■ Stored data
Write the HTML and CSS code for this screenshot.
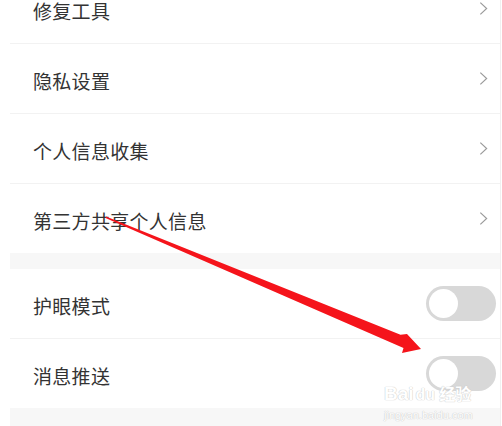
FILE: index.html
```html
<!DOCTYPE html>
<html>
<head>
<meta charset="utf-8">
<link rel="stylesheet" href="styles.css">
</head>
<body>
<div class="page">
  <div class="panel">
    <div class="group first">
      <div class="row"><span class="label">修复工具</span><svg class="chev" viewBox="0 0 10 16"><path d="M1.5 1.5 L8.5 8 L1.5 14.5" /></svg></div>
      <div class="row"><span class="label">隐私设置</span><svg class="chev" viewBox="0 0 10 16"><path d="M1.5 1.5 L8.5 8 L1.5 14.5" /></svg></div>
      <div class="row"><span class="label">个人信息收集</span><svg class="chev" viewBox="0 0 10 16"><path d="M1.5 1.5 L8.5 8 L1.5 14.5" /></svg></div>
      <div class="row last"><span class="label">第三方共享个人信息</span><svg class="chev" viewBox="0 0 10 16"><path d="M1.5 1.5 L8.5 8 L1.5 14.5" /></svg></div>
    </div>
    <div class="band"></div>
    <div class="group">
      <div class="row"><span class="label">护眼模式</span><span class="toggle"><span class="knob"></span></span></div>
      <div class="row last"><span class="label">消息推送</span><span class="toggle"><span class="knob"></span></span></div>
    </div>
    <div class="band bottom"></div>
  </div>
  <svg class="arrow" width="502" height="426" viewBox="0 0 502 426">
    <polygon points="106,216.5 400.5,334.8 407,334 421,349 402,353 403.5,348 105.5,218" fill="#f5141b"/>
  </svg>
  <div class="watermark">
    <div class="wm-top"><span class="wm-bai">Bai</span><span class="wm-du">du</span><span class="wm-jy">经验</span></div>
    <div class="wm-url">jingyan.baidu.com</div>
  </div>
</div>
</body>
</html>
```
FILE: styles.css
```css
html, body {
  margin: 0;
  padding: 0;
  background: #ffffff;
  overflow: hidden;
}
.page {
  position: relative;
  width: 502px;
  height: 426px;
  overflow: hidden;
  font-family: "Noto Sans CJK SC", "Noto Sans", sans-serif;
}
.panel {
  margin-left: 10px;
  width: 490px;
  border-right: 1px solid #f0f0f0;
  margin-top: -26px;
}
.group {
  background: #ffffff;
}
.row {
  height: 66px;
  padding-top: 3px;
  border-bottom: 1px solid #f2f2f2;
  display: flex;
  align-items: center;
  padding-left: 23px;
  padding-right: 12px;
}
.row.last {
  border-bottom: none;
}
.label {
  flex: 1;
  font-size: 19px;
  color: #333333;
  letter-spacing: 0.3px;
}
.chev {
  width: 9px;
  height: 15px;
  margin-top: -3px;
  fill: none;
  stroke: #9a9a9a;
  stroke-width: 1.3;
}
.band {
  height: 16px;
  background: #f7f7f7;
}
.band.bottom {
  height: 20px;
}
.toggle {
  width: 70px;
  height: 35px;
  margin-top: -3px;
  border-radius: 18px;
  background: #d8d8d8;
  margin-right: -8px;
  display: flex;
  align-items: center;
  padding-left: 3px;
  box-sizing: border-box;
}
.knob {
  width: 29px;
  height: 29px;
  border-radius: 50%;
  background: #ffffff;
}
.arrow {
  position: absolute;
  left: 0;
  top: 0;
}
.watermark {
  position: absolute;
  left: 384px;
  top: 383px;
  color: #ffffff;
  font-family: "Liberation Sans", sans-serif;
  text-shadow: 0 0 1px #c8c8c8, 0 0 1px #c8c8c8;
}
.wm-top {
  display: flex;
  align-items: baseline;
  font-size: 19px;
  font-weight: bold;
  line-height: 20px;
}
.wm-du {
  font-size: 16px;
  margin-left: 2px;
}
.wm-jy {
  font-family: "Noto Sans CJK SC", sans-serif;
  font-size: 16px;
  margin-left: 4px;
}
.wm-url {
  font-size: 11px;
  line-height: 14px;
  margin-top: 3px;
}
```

■ What the exercise asks
Output an exact copy of the material, with the pictures removed.

■ Solution to this task
Write the HTML and CSS code for this screenshot.
FILE: index.html
```html
<!DOCTYPE html>
<html>
<head>
<meta charset="utf-8">
<link rel="stylesheet" href="styles.css">
</head>
<body>
<div class="page">
  <div class="panel">
    <div class="group first">
      <div class="row"><span class="label">修复工具</span><svg class="chev" viewBox="0 0 10 16"><path d="M1.5 1.5 L8.5 8 L1.5 14.5" /></svg></div>
      <div class="row"><span class="label">隐私设置</span><svg class="chev" viewBox="0 0 10 16"><path d="M1.5 1.5 L8.5 8 L1.5 14.5" /></svg></div>
      <div class="row"><span class="label">个人信息收集</span><svg class="chev" viewBox="0 0 10 16"><path d="M1.5 1.5 L8.5 8 L1.5 14.5" /></svg></div>
      <div class="row last"><span class="label">第三方共享个人信息</span><svg class="chev" viewBox="0 0 10 16"><path d="M1.5 1.5 L8.5 8 L1.5 14.5" /></svg></div>
    </div>
    <div class="band"></div>
    <div class="group">
      <div class="row"><span class="label">护眼模式</span><span class="toggle"><span class="knob"></span></span></div>
      <div class="row last"><span class="label">消息推送</span><span class="toggle"><span class="knob"></span></span></div>
    </div>
    <div class="band bottom"></div>
  </div>
  <svg class="arrow" width="502" height="426" viewBox="0 0 502 426">
    <polygon points="106,216.5 400.5,334.8 407,334 421,349 402,353 403.5,348 105.5,218" fill="#f5141b"/>
  </svg>
  <div class="watermark">
    <div class="wm-top"><span class="wm-bai">Bai</span><span class="wm-du">du</span><span class="wm-jy">经验</span></div>
    <div class="wm-url">jingyan.baidu.com</div>
  </div>
</div>
</body>
</html>
```
FILE: styles.css
```css
html, body {
  margin: 0;
  padding: 0;
  background: #ffffff;
  overflow: hidden;
}
.page {
  position: relative;
  width: 502px;
  height: 426px;
  overflow: hidden;
  font-family: "Noto Sans CJK SC", "Noto Sans", sans-serif;
}
.panel {
  margin-left: 10px;
  width: 490px;
  border-right: 1px solid #f0f0f0;
  margin-top: -26px;
}
.group {
  background: #ffffff;
}
.row {
  height: 66px;
  padding-top: 3px;
  border-bottom: 1px solid #f2f2f2;
  display: flex;
  align-items: center;
  padding-left: 23px;
  padding-right: 12px;
}
.row.last {
  border-bottom: none;
}
.label {
  flex: 1;
  font-size: 19px;
  color: #333333;
  letter-spacing: 0.3px;
}
.chev {
  width: 9px;
  height: 15px;
  margin-top: -3px;
  fill: none;
  stroke: #9a9a9a;
  stroke-width: 1.3;
}
.band {
  height: 16px;
  background: #f7f7f7;
}
.band.bottom {
  height: 20px;
}
.toggle {
  width: 70px;
  height: 35px;
  margin-top: -3px;
  border-radius: 18px;
  background: #d8d8d8;
  margin-right: -8px;
  display: flex;
  align-items: center;
  padding-left: 3px;
  box-sizing: border-box;
}
.knob {
  width: 29px;
  height: 29px;
  border-radius: 50%;
  background: #ffffff;
}
.arrow {
  position: absolute;
  left: 0;
  top: 0;
}
.watermark {
  position: absolute;
  left: 384px;
  top: 383px;
  color: #ffffff;
  font-family: "Liberation Sans", sans-serif;
  text-shadow: 0 0 1px #c8c8c8, 0 0 1px #c8c8c8;
}
.wm-top {
  display: flex;
  align-items: baseline;
  font-size: 19px;
  font-weight: bold;
  line-height: 20px;
}
.wm-du {
  font-size: 16px;
  margin-left: 2px;
}
.wm-jy {
  font-family: "Noto Sans CJK SC", sans-serif;
  font-size: 16px;
  margin-left: 4px;
}
.wm-url {
  font-size: 11px;
  line-height: 14px;
  margin-top: 3px;
}
```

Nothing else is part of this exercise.